[Information supplied]:
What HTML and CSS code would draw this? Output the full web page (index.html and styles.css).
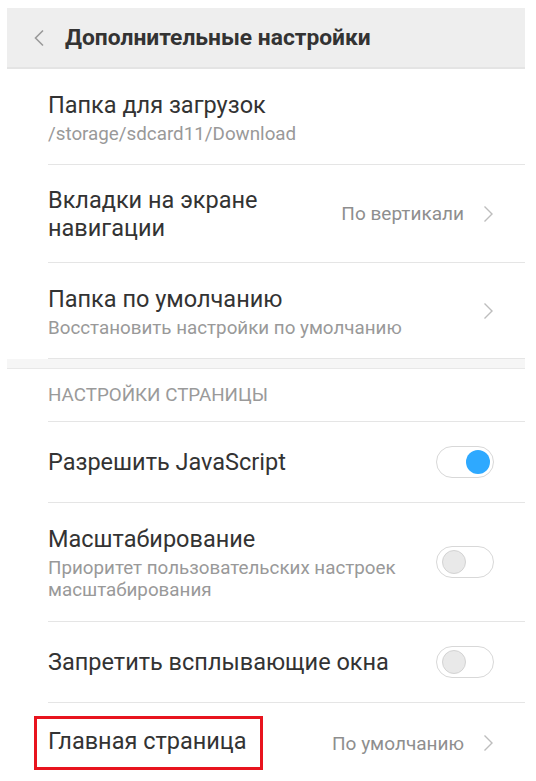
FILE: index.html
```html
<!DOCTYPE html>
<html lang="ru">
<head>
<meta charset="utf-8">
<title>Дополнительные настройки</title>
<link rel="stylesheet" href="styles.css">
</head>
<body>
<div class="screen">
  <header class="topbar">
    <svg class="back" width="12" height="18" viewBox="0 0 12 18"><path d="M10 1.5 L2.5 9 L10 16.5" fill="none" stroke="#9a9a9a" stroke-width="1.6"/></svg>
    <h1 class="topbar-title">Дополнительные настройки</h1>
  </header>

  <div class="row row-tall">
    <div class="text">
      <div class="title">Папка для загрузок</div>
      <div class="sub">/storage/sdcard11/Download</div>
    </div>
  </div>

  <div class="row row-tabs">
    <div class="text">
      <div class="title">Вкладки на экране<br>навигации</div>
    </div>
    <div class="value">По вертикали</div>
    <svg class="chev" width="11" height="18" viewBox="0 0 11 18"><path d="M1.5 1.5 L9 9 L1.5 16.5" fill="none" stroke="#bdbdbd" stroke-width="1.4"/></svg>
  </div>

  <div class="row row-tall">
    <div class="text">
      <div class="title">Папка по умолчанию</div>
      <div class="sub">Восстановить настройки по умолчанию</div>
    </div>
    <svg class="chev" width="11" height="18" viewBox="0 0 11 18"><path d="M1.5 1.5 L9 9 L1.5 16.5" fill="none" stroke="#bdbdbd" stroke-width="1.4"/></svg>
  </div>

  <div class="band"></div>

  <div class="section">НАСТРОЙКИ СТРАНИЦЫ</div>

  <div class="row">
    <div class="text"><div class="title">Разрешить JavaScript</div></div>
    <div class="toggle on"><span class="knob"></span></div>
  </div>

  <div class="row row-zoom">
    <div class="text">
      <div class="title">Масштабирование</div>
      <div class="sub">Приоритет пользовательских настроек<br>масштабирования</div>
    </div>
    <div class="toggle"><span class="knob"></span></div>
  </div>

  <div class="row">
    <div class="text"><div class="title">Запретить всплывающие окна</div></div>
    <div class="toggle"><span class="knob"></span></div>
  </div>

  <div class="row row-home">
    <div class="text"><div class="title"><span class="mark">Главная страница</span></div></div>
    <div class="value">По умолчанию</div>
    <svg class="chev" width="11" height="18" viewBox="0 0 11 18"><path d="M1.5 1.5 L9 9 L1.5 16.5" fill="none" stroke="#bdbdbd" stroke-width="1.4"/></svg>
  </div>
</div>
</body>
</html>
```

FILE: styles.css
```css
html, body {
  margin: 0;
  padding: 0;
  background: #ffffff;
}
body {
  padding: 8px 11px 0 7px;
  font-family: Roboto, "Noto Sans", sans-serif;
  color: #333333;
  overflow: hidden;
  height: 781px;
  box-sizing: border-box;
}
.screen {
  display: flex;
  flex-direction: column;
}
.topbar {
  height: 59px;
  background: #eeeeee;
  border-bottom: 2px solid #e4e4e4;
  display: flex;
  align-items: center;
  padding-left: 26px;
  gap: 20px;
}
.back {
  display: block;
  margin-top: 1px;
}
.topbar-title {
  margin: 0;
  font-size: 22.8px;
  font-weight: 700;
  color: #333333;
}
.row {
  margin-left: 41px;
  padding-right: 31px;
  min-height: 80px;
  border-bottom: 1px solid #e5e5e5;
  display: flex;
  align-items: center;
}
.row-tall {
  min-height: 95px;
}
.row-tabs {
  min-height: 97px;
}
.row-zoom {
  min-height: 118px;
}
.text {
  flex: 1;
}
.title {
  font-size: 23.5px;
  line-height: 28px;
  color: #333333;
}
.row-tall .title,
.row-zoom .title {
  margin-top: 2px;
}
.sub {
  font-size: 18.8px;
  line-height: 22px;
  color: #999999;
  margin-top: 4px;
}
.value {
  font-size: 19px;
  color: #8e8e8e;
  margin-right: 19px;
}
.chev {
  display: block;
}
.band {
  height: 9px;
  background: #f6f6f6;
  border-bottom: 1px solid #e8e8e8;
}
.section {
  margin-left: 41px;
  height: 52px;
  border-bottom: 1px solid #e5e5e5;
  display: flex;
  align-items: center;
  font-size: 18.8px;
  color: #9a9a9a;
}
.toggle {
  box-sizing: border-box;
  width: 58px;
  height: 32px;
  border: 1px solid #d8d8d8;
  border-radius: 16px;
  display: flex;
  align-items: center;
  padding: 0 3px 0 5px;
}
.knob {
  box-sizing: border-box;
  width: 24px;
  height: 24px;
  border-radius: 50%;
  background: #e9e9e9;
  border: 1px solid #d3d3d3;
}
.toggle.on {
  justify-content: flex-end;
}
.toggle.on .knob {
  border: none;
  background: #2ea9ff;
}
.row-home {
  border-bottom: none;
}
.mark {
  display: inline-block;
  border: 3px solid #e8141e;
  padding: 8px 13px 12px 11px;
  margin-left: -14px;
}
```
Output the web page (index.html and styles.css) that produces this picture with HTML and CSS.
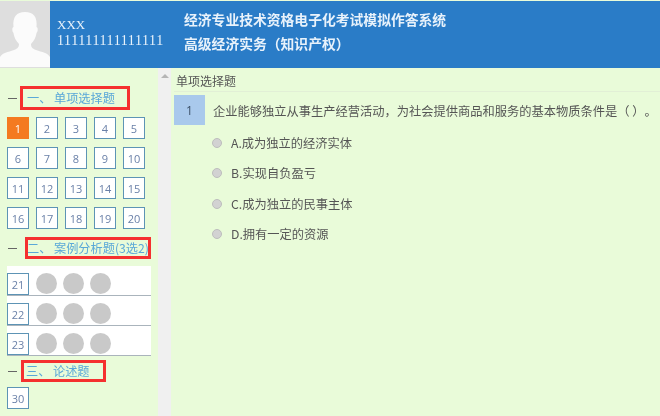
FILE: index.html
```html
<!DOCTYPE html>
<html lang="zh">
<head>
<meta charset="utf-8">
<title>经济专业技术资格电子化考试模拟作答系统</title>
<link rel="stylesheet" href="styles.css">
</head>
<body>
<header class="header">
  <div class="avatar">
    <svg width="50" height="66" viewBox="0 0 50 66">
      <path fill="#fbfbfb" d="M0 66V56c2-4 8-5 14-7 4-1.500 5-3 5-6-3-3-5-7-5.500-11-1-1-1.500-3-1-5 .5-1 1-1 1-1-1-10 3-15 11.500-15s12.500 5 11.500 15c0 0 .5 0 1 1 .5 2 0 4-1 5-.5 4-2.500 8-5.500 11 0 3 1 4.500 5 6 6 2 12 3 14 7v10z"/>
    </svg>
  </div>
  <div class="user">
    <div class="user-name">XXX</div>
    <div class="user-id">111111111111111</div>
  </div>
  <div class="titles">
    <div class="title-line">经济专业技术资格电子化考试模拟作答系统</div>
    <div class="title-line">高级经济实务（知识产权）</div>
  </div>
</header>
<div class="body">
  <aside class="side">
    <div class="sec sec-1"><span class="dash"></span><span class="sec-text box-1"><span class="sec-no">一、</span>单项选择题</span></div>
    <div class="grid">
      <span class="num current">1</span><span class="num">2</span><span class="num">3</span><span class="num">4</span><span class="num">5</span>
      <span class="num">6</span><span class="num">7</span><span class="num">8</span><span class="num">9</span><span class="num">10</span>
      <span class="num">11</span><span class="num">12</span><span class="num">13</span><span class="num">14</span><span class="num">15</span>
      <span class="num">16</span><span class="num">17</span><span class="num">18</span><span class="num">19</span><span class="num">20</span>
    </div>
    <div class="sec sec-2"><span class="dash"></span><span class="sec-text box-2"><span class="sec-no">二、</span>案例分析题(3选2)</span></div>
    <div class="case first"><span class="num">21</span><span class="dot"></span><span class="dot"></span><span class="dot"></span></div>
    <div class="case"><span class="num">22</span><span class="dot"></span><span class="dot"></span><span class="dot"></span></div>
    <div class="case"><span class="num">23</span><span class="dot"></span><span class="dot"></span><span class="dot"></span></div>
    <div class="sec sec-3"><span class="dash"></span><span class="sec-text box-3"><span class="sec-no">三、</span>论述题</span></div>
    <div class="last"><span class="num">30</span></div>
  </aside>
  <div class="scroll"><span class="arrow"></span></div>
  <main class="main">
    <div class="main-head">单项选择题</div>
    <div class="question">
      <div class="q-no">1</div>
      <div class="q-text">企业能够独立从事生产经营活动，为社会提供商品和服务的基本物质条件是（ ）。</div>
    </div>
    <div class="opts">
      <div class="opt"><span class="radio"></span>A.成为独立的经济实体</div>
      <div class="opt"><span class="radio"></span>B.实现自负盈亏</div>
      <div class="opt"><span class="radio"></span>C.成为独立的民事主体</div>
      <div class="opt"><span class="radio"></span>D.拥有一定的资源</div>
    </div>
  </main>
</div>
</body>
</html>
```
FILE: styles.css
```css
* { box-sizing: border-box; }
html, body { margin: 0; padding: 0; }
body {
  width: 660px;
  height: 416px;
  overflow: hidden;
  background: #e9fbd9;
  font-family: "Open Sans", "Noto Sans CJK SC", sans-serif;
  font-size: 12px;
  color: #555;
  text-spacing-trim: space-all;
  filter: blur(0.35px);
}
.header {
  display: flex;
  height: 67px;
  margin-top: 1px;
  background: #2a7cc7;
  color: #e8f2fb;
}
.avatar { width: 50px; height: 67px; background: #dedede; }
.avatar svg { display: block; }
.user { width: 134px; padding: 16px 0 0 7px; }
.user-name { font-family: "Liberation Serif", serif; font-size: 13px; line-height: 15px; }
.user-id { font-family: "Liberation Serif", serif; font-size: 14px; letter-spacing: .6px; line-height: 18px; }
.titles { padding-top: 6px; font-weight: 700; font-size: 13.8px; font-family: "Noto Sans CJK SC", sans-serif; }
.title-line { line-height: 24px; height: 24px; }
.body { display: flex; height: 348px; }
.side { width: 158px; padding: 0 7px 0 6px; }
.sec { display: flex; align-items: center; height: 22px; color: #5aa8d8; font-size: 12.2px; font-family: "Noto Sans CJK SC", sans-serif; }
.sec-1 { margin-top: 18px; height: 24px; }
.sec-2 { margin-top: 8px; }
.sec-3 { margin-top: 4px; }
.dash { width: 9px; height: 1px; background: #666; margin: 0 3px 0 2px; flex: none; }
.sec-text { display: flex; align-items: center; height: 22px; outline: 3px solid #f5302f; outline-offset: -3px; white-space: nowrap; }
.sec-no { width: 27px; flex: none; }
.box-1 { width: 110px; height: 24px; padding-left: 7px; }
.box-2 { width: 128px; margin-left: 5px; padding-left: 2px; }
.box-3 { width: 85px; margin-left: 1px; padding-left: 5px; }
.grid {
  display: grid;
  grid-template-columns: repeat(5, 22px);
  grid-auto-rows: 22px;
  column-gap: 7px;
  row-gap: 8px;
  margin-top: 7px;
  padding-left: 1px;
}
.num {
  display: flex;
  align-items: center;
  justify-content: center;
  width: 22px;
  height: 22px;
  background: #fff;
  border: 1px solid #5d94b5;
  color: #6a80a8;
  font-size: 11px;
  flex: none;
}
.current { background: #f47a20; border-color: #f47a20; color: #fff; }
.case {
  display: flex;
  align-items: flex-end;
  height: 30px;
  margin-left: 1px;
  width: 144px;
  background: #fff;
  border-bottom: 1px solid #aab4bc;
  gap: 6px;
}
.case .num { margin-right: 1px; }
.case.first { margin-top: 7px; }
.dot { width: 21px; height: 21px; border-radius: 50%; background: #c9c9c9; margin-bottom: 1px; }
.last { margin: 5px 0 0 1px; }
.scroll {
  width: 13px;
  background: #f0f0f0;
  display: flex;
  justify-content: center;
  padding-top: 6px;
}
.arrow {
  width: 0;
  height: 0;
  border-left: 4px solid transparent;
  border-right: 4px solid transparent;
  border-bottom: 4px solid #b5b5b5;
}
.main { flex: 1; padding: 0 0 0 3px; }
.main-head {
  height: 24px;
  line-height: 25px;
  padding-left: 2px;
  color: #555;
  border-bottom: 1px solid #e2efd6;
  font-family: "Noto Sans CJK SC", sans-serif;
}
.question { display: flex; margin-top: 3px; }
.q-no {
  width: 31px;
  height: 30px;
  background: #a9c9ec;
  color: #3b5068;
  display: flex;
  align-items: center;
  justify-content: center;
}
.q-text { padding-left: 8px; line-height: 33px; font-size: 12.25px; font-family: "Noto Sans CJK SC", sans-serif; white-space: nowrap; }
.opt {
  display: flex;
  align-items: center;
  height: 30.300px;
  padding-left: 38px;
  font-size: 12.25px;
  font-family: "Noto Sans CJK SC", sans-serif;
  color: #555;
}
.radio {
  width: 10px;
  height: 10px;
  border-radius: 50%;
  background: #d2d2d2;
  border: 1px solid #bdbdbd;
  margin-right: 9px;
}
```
* * *
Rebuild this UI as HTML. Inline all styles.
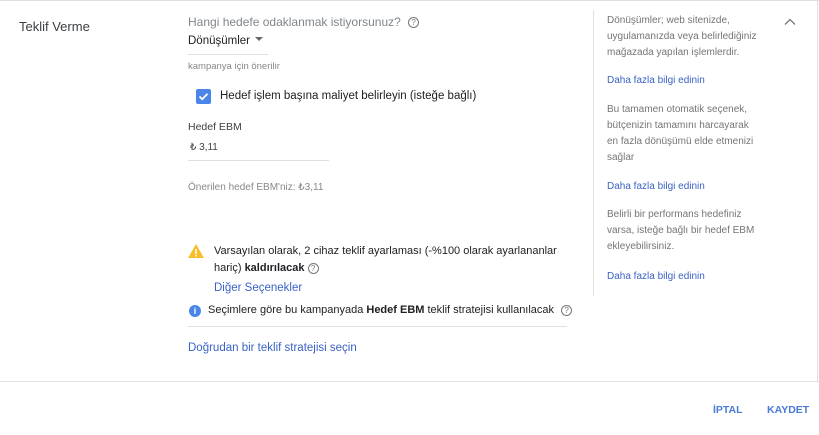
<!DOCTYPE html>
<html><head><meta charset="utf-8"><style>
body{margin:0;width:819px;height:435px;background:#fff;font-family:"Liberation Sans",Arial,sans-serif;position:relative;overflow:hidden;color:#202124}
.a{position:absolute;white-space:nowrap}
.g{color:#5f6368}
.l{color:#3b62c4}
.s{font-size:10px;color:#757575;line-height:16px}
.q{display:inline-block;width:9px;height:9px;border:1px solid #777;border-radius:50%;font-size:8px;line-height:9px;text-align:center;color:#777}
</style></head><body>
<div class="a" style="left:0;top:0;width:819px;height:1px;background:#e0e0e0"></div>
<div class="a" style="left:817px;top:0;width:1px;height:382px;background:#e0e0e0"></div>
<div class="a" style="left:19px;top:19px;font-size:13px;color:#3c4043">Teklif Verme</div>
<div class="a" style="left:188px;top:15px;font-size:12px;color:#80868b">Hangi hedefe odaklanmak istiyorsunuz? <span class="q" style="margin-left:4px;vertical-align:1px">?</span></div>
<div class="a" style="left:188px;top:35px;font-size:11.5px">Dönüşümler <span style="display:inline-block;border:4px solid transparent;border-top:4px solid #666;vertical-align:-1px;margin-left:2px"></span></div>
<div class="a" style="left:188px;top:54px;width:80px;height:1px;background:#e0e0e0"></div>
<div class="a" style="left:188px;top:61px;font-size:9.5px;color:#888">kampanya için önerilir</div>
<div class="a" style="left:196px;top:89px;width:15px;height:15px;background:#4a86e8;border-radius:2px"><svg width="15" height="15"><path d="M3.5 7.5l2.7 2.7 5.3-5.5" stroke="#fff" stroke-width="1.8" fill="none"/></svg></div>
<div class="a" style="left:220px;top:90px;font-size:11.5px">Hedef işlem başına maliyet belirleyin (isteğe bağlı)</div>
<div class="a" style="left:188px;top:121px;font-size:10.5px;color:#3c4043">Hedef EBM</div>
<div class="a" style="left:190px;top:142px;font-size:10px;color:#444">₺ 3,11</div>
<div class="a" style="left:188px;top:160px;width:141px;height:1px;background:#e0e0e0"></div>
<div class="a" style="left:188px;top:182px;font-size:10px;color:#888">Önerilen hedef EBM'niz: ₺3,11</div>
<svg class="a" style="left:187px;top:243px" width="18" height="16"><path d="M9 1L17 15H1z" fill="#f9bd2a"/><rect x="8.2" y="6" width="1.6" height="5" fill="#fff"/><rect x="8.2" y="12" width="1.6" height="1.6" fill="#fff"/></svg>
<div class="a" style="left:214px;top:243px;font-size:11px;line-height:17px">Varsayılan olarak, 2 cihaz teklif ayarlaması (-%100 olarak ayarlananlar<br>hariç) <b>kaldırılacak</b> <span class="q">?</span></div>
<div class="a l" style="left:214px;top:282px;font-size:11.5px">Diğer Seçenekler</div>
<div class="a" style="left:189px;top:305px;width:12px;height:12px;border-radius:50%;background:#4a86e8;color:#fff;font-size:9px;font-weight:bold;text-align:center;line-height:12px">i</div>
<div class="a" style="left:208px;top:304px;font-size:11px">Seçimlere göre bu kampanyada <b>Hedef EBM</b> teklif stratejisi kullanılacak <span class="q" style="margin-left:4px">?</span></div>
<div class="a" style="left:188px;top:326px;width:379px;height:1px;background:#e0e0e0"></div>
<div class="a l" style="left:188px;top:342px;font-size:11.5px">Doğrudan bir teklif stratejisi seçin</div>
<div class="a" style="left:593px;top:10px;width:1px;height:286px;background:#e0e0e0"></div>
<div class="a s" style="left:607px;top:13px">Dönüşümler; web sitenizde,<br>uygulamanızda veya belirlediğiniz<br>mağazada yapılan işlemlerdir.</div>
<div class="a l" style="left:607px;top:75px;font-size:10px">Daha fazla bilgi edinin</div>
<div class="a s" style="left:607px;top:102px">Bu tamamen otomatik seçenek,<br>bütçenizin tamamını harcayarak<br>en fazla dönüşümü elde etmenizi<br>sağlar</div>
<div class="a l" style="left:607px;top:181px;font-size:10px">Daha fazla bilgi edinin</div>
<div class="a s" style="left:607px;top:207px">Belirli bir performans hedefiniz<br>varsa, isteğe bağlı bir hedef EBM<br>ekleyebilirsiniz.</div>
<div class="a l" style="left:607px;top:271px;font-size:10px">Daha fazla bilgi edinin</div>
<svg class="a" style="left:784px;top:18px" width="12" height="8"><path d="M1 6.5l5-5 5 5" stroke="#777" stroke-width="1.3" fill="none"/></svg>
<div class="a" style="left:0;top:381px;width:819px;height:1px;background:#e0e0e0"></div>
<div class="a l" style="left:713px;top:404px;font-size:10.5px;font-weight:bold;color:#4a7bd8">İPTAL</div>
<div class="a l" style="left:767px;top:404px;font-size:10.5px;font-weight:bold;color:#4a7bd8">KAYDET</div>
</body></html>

[What the exercise asks]: Take every line from the data that contains the word "index".

[Exercise result]:
What HTML and CSS code would draw this? Output the full web page (index.html and styles.css).
FILE: index.html
Output the web page (index.html and styles.css) that produces this picture with HTML and CSS.
FILE: index.html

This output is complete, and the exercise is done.